We introduced VLAA-GUI, a modular GUI agent framework organized around three decisions every long-horizon agent must make well: when to STOP, when to RECOVER, and when to SEARCH. A mandatory Completeness Verifier closes the false-completion gap that dominates GUI failures, a tiered Loop Breaker escalates across modalities and strategies to escape repetitive behavior, and a text-only Search Agent supplies external workflow knowledge without paying the cost of browser interaction. Paired with five top-tier backbones, VLAA-GUI reaches 77.5% on OSWorld-Verified and 61.0% on WindowsAgentArena, with three backbones surpassing human-level performance in a single pass—while the 15-step configuration already beats the best published 50-step system.

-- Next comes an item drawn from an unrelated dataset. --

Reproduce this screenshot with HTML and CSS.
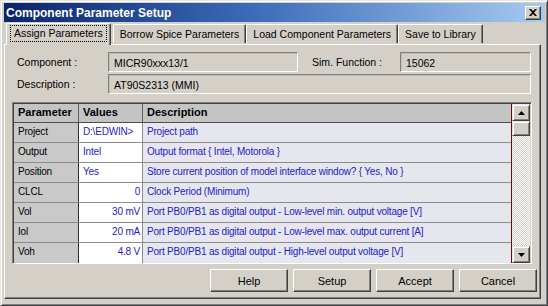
FILE: index.html
```html
<!DOCTYPE html>
<html lang="en">

<head>
  <meta charset="UTF-8" />
  <title>Component Parameter Setup</title>
  <link rel="stylesheet" href="styles.css">
</head>

<body>
  <div class="window">
    <div class="titlebar">
      <span class="title">Component Parameter Setup</span>
      <span class="close">
        <svg width="8" height="7" viewBox="0 0 8 7"><path d="M0 0h2l2 2 2-2h2L5 3.5 8 7H6L4 5 2 7H0l3-3.5z" fill="#000"/></svg>
      </span>
    </div>

    <div class="tabs">
      <div class="tab active"><span class="focus">Assign Parameters</span></div>
      <div class="tab">Borrow Spice Parameters</div>
      <div class="tab">Load Component Parameters</div>
      <div class="tab">Save to Library</div>
    </div>

    <div class="panel">
      <div class="field-row">
        <label class="label">Component :</label>
        <div class="box box-comp">MICR90xxx13/1</div>
        <label class="label label-sim">Sim. Function :</label>
        <div class="box box-sim">15062</div>
      </div>
      <div class="field-row">
        <label class="label">Description :</label>
        <div class="box box-desc">AT90S2313 (MMI)</div>
      </div>

      <div class="grid-wrap">
        <div class="grid">
          <div class="row head">
            <div class="cell">Parameter</div>
            <div class="cell">Values</div>
            <div class="cell">Description</div>
          </div>
          <div class="row">
            <div class="cell name">Project</div>
            <div class="cell val">D:\EDWIN&gt;</div>
            <div class="cell desc">Project path</div>
          </div>
          <div class="row">
            <div class="cell name">Output</div>
            <div class="cell val">Intel</div>
            <div class="cell desc">Output format { Intel, Motorola }</div>
          </div>
          <div class="row">
            <div class="cell name">Position</div>
            <div class="cell val">Yes</div>
            <div class="cell desc">Store current position of model interface window? { Yes, No }</div>
          </div>
          <div class="row">
            <div class="cell name">CLCL</div>
            <div class="cell val num">0</div>
            <div class="cell desc">Clock Period (Minimum)</div>
          </div>
          <div class="row">
            <div class="cell name">Vol</div>
            <div class="cell val num">30 mV</div>
            <div class="cell desc">Port PB0/PB1 as digital output - Low-level min. output voltage [V]</div>
          </div>
          <div class="row">
            <div class="cell name">Iol</div>
            <div class="cell val num">20 mA</div>
            <div class="cell desc">Port PB0/PB1 as digital output - Low-level max. output current [A]</div>
          </div>
          <div class="row">
            <div class="cell name">Voh</div>
            <div class="cell val num">4.8 V</div>
            <div class="cell desc">Port PB0/PB1 as digital output - High-level output voltage [V]</div>
          </div>
        </div>
        <div class="scrollbar">
          <div class="sb-btn">
            <svg width="7" height="4" viewBox="0 0 7 4"><path d="M3.5 0L7 4H0z" fill="#000"/></svg>
          </div>
          <div class="sb-thumb"></div>
          <div class="sb-track"></div>
          <div class="sb-btn">
            <svg width="7" height="4" viewBox="0 0 7 4"><path d="M0 0h7L3.5 4z" fill="#000"/></svg>
          </div>
        </div>
      </div>

      <div class="buttons">
        <button class="btn">Help</button>
        <button class="btn">Setup</button>
        <button class="btn">Accept</button>
        <button class="btn">Cancel</button>
      </div>
    </div>
  </div>
</body>

</html>
```

FILE: styles.css
```css
body {
  margin: 0;
  font-family: 'Liberation Sans', Arial, sans-serif;
  font-size: 10.5px;
  color: #000;
  background: #d4d0c8;
}

.window {
  width: 548px;
  height: 306px;
  box-sizing: border-box;
  background: #d4d0c8;
  border: 1px solid;
  border-color: #e8e6e0 #404040 #404040 #e8e6e0;
  box-shadow: inset 1px 1px #fff, inset -1px -1px #808080;
  padding: 2px 2px 6px 3px;
  display: flex;
  flex-direction: column;
}

.titlebar {
  height: 19px;
  flex: none;
  display: flex;
  align-items: center;
  justify-content: space-between;
  padding: 0 4px 0 2px;
  background: linear-gradient(to right, #0a246a, #3a6ab8 45%, #a6caf0);
}

.title {
  color: #fff;
  font-weight: bold;
  font-size: 12px;
}

.close {
  width: 16px;
  height: 14px;
  box-sizing: border-box;
  background: #d4d0c8;
  border: 1px solid;
  border-color: #fff #404040 #404040 #fff;
  box-shadow: inset -1px -1px #808080;
  display: flex;
  align-items: center;
  justify-content: center;
}

/* tabs */
.tabs {
  display: flex;
  align-items: flex-end;
  height: 22px;
  padding-left: 2px;
  flex: none;
  position: relative;
  z-index: 1;
}

.tab {
  height: 19px;
  box-sizing: border-box;
  padding: 0 6px;
  line-height: 18px;
  border: 1px solid;
  border-bottom: none;
  border-color: #fff #404040 #fff #fff;
  box-shadow: inset -1px 0 #808080;
  border-radius: 2px 2px 0 0;
  background: #d4d0c8;
  white-space: nowrap;
  margin-bottom: 1px;
}

.tab.active {
  height: 22px;
  margin-bottom: -1px;
  margin-right: 2px;
  padding: 2px 4px 0;
  line-height: 15px;
}

.focus {
  display: inline-block;
  padding: 0 3px;
  outline: 1px dotted #000;
}

.panel {
  flex: 1;
  margin-right: 4px;
  border: 1px solid;
  border-color: #fff #404040 #404040 #fff;
  box-shadow: inset -1px -1px #808080;
  padding: 7px 3px 6px 12px;
  display: flex;
  flex-direction: column;
}

/* fields */
.field-row {
  display: flex;
  align-items: center;
  height: 20px;
  margin-bottom: 2px;
}

.label {
  width: 91px;
  flex: none;
}

.label-sim {
  margin-left: 14px;
  width: 88px;
}

.box {
  height: 20px;
  box-sizing: border-box;
  padding: 4px 0 0 5px;
  border: 1px solid;
  border-color: #808080 #fff #fff #808080;
  box-shadow: inset 1px 1px #c0bcb4;
  background: #d4d0c8;
  white-space: nowrap;
}

.box-comp {
  width: 190px;
}

.box-sim {
  width: 131px;
}

.box-desc {
  width: 423px;
}

/* parameter grid */
.grid-wrap {
  margin-top: 6px;
  margin-left: -5px;
  width: 520px;
  box-sizing: border-box;
  border: 1px solid;
  border-color: #808080 #fff #fff #808080;
  box-shadow: inset 1px 1px #404040;
  padding: 1px 0 0 1px;
  display: flex;
}

.grid {
  width: 497px;
  border-right: 1px solid #5a1010;
  font-size: 10px;
  letter-spacing: -0.2px;
}

.row {
  display: grid;
  grid-template-columns: 65px 64px 1fr;
  height: 20px;
  box-sizing: border-box;
  border-bottom: 1px solid #8c8c8c;
}

.row:last-child {
  border-bottom: none;
}

.cell {
  padding: 3px 3px 0 4px;
  border-right: 1px solid #8c8c8c;
  white-space: nowrap;
  overflow: hidden;
}

.cell:last-child {
  border-right: none;
}

.head {
  height: 19px;
  background: #c4c4c4;
  border-bottom: 1px solid #505050;
  font-weight: bold;
  font-size: 11px;
  letter-spacing: 0;
}

.head .cell {
  padding-top: 2px;
  border-right-color: #606060;
}

.name {
  background: #c9c9c9;
  border-right-color: #303030;
}

.val {
  background: #fff;
  color: #2222cc;
}

.num {
  text-align: right;
  padding-right: 2px;
}

.desc {
  background: #e6e6ee;
  color: #2222cc;
}

/* scrollbar */
.scrollbar {
  width: 18px;
  display: flex;
  flex-direction: column;
}

.sb-btn,
.sb-thumb {
  height: 17px;
  box-sizing: border-box;
  background: #d4d0c8;
  border: 1px solid;
  border-color: #e8e6e0 #404040 #404040 #e8e6e0;
  box-shadow: inset 1px 1px #fff, inset -1px -1px #808080;
  display: flex;
  align-items: center;
  justify-content: center;
}

.sb-thumb {
  height: 15px;
}

.sb-track {
  flex: 1;
  background: repeating-conic-gradient(#d4d0c8 0 25%, #fff 0 50%) 0 0 / 2px 2px;
}

/* buttons */
.buttons {
  margin-top: auto;
  display: flex;
  justify-content: flex-end;
  gap: 5px;
}

.btn {
  width: 78px;
  height: 23px;
  font-family: inherit;
  font-size: 11px;
  color: #000;
  background: #d4d0c8;
  border: 1px solid;
  border-color: #fff #404040 #404040 #fff;
  box-shadow: inset -1px -1px #808080;
  padding: 0;
}
```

Several directions remain open:
- More Advanced Planning Strategies. The current Manager operates in a flat, iterative planning mode—one screenshot in, one action out—with no long-horizon task decomposition or lookahead. Richer planning strategies could help on the tasks where VLAA-GUI still stalls.
- Comprehensive Memory System. VLAA-GUI currently carries only the in-trajectory context of a single task—there is no persistent memory across tasks, across applications, or even across sessions on the same application. A well-structured memory system would let the agent leverage the experience of previous interactions, providing a richer context for decision-making.
- Visual Grounding with Tools. The current Grounding Agent consumes the full 1920×1080 screenshot and returns coordinates in a single shot—adequate for large, distinct UI elements but brittle on small icons, dense toolbars, or visually similar controls. A more capable grounder would expose a small visual tool library that it can call iteratively: crop to a predicted region, zoom in to resolve sub-pixel ambiguity, annotate candidate elements with numeric labels for disambiguation, and re-ground on the focused region. Integrating these tools also lets the same crop/zoom stream feed the Completeness Verifier, tightening evidence-based success checks for actions whose outcome is localized.
We hope VLAA-GUI's modular view—that reliability comes from mandatory, post-action checks rather than better single-shot reasoning—offers a useful foundation for the next generation of GUI agents.